[Goal] Your answer should be a single number: the count of lines containing "React".

[Supplied material]

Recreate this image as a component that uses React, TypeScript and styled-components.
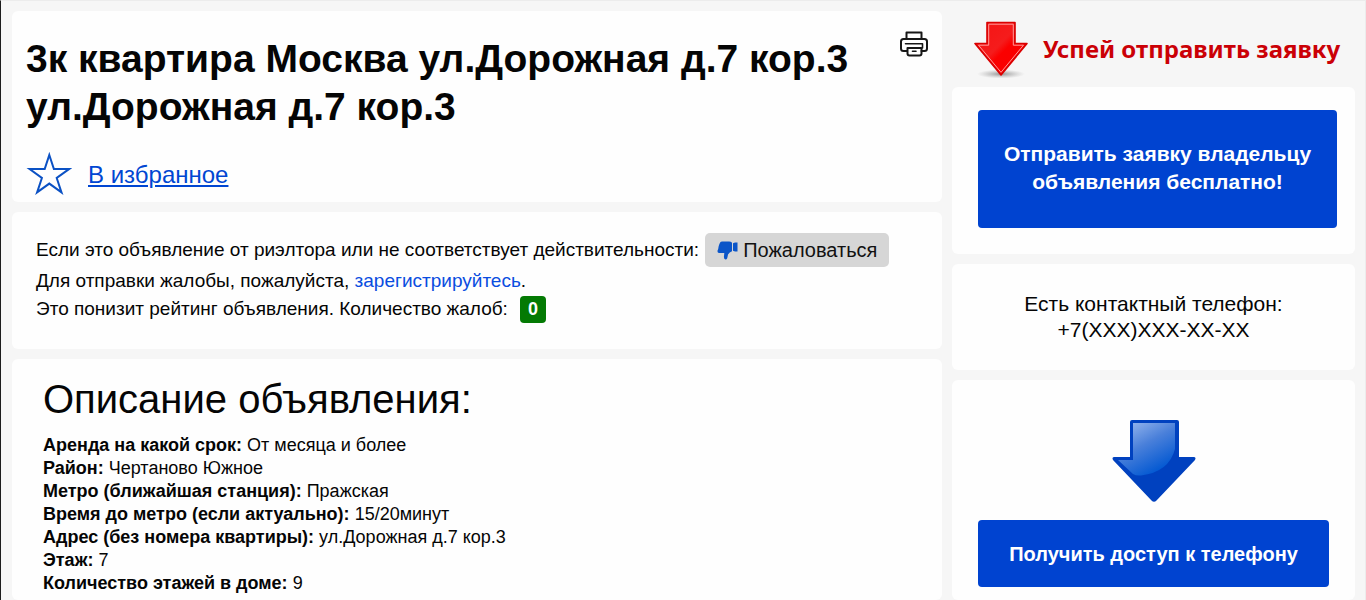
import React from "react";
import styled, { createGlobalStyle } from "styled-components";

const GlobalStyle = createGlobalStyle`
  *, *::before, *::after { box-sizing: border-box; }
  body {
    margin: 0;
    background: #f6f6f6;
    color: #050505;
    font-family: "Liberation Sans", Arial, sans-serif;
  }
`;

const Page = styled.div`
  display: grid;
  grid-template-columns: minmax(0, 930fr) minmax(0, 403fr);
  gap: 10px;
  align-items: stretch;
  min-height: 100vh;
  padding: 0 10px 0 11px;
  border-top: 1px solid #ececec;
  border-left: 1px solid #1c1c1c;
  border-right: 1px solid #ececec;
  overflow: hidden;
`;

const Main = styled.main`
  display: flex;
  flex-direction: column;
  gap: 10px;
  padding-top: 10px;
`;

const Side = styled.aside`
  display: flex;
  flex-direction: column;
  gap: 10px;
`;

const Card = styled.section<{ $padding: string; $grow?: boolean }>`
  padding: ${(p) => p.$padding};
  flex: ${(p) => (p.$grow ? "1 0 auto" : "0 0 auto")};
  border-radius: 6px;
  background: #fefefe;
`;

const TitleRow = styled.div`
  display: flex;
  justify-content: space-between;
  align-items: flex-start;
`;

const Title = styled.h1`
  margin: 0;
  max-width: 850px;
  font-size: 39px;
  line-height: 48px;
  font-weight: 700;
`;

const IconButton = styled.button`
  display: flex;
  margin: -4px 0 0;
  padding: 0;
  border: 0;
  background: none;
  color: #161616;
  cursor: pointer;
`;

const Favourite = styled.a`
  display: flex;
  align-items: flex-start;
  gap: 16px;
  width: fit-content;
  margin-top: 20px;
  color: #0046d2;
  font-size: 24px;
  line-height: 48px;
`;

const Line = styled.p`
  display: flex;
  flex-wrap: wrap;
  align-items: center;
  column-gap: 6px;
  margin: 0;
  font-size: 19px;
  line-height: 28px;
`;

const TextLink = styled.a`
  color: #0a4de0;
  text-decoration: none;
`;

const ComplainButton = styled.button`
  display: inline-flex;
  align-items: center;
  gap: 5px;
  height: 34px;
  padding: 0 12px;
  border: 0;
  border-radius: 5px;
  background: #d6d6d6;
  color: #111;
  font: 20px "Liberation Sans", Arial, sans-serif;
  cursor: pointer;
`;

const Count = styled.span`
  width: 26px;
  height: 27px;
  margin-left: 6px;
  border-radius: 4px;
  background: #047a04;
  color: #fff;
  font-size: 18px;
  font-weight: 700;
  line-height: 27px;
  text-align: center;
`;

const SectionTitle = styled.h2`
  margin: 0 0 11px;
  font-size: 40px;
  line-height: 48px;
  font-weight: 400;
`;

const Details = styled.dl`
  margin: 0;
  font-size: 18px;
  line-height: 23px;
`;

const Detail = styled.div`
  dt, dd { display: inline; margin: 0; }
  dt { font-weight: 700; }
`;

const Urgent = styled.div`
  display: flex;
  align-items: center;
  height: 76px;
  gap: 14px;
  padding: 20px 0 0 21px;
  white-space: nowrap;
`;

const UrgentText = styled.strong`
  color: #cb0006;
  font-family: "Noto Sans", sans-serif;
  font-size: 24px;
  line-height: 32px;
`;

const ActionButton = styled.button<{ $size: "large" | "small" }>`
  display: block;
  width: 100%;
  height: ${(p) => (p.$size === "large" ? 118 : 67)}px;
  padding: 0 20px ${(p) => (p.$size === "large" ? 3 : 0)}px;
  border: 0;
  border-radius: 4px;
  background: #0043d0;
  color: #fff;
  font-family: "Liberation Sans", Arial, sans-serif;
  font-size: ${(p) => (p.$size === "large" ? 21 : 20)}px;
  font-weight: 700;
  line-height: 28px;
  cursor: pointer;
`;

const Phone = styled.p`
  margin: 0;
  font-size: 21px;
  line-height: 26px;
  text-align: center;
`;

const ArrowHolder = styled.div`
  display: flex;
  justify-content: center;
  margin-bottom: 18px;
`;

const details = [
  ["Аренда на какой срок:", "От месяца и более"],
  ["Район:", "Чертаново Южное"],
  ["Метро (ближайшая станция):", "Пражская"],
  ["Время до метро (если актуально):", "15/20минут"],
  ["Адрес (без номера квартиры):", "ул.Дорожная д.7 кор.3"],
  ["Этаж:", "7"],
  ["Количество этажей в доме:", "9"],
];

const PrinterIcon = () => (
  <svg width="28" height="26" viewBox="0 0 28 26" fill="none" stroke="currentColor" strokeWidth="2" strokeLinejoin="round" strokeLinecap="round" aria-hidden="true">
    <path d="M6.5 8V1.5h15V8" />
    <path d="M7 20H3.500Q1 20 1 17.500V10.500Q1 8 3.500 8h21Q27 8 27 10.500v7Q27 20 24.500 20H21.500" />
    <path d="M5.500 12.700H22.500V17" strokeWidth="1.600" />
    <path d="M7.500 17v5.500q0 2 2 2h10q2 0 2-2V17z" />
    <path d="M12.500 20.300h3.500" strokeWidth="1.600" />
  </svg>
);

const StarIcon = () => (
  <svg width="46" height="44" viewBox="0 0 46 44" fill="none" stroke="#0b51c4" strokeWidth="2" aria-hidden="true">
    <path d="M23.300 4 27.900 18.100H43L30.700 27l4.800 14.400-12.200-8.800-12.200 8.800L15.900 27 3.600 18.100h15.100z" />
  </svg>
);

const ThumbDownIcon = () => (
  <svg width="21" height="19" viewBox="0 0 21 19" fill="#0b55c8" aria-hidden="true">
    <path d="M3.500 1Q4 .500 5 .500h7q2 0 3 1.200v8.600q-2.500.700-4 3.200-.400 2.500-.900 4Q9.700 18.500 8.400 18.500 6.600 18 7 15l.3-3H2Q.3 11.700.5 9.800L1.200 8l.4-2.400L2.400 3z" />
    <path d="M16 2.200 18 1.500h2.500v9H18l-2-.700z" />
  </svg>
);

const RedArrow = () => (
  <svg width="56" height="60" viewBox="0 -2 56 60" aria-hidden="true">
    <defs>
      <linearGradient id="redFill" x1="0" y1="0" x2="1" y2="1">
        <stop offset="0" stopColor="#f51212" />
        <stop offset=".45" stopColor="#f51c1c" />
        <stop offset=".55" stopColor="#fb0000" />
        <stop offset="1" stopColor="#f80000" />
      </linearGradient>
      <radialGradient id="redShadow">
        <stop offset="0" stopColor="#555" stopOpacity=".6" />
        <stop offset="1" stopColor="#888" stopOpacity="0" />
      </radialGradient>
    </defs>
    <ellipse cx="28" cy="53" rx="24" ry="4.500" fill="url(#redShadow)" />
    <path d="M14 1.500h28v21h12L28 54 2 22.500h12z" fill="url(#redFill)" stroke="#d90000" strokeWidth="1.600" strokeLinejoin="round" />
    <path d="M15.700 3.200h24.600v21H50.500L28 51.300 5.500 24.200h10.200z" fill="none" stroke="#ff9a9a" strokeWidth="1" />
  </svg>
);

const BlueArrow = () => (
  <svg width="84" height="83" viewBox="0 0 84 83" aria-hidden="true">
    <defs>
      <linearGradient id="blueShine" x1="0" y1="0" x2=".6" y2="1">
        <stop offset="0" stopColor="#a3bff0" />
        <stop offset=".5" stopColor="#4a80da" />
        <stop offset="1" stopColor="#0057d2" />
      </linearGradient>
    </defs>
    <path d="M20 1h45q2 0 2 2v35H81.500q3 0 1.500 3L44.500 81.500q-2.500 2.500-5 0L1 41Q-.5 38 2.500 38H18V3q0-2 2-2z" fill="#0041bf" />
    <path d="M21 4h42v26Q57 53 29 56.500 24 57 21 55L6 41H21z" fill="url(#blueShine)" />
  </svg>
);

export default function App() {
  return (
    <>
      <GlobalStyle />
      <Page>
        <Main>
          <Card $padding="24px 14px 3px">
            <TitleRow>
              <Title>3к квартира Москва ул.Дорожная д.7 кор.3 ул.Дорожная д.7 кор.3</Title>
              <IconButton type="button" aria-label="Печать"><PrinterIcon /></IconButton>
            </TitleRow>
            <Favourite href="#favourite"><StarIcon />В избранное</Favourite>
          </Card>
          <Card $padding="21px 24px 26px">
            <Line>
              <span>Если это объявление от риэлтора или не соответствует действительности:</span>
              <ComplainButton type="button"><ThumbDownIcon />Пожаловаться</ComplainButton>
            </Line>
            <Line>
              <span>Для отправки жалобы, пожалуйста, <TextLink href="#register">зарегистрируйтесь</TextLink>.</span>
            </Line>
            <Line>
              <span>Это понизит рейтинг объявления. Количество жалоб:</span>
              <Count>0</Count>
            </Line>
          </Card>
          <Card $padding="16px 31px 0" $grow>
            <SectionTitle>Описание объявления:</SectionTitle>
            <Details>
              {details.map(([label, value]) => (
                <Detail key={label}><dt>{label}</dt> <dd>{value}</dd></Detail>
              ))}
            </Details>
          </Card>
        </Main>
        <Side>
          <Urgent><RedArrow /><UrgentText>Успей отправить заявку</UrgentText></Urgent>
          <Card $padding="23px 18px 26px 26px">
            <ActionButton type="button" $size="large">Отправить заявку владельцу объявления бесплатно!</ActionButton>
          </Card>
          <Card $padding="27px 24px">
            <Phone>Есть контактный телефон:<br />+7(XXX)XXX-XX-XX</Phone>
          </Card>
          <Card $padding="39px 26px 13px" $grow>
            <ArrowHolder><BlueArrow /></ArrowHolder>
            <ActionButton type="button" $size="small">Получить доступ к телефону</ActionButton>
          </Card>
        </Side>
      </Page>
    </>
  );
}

[Answer to this task] 2